## WORK TO COMPLETE:
Give the data below again, word for word.
━━ DATA SHOWN
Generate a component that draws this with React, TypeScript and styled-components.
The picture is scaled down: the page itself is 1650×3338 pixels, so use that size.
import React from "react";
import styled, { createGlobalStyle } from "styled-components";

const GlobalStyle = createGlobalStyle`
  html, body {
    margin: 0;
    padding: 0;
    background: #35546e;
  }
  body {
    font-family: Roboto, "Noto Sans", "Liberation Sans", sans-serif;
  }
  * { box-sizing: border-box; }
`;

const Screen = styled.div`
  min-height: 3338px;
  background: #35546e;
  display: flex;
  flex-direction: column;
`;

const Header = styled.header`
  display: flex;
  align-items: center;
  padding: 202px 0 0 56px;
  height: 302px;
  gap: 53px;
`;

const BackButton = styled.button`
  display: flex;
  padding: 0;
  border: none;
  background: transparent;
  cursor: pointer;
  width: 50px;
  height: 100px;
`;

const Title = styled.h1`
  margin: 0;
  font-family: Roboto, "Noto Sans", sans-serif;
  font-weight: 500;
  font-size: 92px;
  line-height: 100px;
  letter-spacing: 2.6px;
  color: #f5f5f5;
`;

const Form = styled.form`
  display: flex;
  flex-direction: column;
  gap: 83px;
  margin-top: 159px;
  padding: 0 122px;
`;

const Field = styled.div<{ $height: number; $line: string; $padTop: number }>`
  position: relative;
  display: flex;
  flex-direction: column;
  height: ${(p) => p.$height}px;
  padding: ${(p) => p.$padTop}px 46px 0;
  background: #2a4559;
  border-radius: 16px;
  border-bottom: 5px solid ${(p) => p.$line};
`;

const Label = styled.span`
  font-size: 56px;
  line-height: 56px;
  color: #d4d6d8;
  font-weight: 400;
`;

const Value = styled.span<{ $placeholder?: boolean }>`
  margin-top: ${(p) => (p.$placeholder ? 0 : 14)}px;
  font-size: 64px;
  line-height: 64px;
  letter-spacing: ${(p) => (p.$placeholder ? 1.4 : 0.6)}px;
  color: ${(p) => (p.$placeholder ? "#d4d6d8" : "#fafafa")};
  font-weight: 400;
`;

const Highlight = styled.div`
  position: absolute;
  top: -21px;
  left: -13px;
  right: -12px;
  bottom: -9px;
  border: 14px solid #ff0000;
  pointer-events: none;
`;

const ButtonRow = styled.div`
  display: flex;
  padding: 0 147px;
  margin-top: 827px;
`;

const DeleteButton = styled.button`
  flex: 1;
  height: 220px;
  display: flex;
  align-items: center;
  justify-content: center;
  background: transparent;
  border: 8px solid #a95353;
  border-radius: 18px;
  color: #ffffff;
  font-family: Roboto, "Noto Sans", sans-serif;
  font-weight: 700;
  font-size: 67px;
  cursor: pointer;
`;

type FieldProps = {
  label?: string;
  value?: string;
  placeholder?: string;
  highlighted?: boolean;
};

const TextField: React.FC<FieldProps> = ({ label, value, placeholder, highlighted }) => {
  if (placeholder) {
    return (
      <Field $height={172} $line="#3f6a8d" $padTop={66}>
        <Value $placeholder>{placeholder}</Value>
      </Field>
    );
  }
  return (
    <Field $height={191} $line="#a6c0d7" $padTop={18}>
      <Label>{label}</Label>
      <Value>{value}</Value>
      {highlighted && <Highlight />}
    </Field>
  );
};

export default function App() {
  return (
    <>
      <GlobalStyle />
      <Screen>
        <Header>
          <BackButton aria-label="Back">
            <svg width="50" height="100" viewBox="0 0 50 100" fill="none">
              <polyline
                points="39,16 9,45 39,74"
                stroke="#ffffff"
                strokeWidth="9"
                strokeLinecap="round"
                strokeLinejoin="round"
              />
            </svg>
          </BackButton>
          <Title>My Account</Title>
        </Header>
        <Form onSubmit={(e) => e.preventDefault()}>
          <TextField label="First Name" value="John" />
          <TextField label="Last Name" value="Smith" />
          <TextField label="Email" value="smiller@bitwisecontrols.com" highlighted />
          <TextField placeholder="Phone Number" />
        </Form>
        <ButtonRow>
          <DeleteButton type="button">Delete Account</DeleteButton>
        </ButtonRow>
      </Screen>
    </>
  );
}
━━━━
## TASK RESPONSE:
Generate a component that draws this with React, TypeScript and styled-components.
The picture is scaled down: the page itself is 1650×3338 pixels, so use that size.
import React from "react";
import styled, { createGlobalStyle } from "styled-components";

const GlobalStyle = createGlobalStyle`
  html, body {
    margin: 0;
    padding: 0;
    background: #35546e;
  }
  body {
    font-family: Roboto, "Noto Sans", "Liberation Sans", sans-serif;
  }
  * { box-sizing: border-box; }
`;

const Screen = styled.div`
  min-height: 3338px;
  background: #35546e;
  display: flex;
  flex-direction: column;
`;

const Header = styled.header`
  display: flex;
  align-items: center;
  padding: 202px 0 0 56px;
  height: 302px;
  gap: 53px;
`;

const BackButton = styled.button`
  display: flex;
  padding: 0;
  border: none;
  background: transparent;
  cursor: pointer;
  width: 50px;
  height: 100px;
`;

const Title = styled.h1`
  margin: 0;
  font-family: Roboto, "Noto Sans", sans-serif;
  font-weight: 500;
  font-size: 92px;
  line-height: 100px;
  letter-spacing: 2.6px;
  color: #f5f5f5;
`;

const Form = styled.form`
  display: flex;
  flex-direction: column;
  gap: 83px;
  margin-top: 159px;
  padding: 0 122px;
`;

const Field = styled.div<{ $height: number; $line: string; $padTop: number }>`
  position: relative;
  display: flex;
  flex-direction: column;
  height: ${(p) => p.$height}px;
  padding: ${(p) => p.$padTop}px 46px 0;
  background: #2a4559;
  border-radius: 16px;
  border-bottom: 5px solid ${(p) => p.$line};
`;

const Label = styled.span`
  font-size: 56px;
  line-height: 56px;
  color: #d4d6d8;
  font-weight: 400;
`;

const Value = styled.span<{ $placeholder?: boolean }>`
  margin-top: ${(p) => (p.$placeholder ? 0 : 14)}px;
  font-size: 64px;
  line-height: 64px;
  letter-spacing: ${(p) => (p.$placeholder ? 1.4 : 0.6)}px;
  color: ${(p) => (p.$placeholder ? "#d4d6d8" : "#fafafa")};
  font-weight: 400;
`;

const Highlight = styled.div`
  position: absolute;
  top: -21px;
  left: -13px;
  right: -12px;
  bottom: -9px;
  border: 14px solid #ff0000;
  pointer-events: none;
`;

const ButtonRow = styled.div`
  display: flex;
  padding: 0 147px;
  margin-top: 827px;
`;

const DeleteButton = styled.button`
  flex: 1;
  height: 220px;
  display: flex;
  align-items: center;
  justify-content: center;
  background: transparent;
  border: 8px solid #a95353;
  border-radius: 18px;
  color: #ffffff;
  font-family: Roboto, "Noto Sans", sans-serif;
  font-weight: 700;
  font-size: 67px;
  cursor: pointer;
`;

type FieldProps = {
  label?: string;
  value?: string;
  placeholder?: string;
  highlighted?: boolean;
};

const TextField: React.FC<FieldProps> = ({ label, value, placeholder, highlighted }) => {
  if (placeholder) {
    return (
      <Field $height={172} $line="#3f6a8d" $padTop={66}>
        <Value $placeholder>{placeholder}</Value>
      </Field>
    );
  }
  return (
    <Field $height={191} $line="#a6c0d7" $padTop={18}>
      <Label>{label}</Label>
      <Value>{value}</Value>
      {highlighted && <Highlight />}
    </Field>
  );
};

export default function App() {
  return (
    <>
      <GlobalStyle />
      <Screen>
        <Header>
          <BackButton aria-label="Back">
            <svg width="50" height="100" viewBox="0 0 50 100" fill="none">
              <polyline
                points="39,16 9,45 39,74"
                stroke="#ffffff"
                strokeWidth="9"
                strokeLinecap="round"
                strokeLinejoin="round"
              />
            </svg>
          </BackButton>
          <Title>My Account</Title>
        </Header>
        <Form onSubmit={(e) => e.preventDefault()}>
          <TextField label="First Name" value="John" />
          <TextField label="Last Name" value="Smith" />
          <TextField label="Email" value="smiller@bitwisecontrols.com" highlighted />
          <TextField placeholder="Phone Number" />
        </Form>
        <ButtonRow>
          <DeleteButton type="button">Delete Account</DeleteButton>
        </ButtonRow>
      </Screen>
    </>
  );
}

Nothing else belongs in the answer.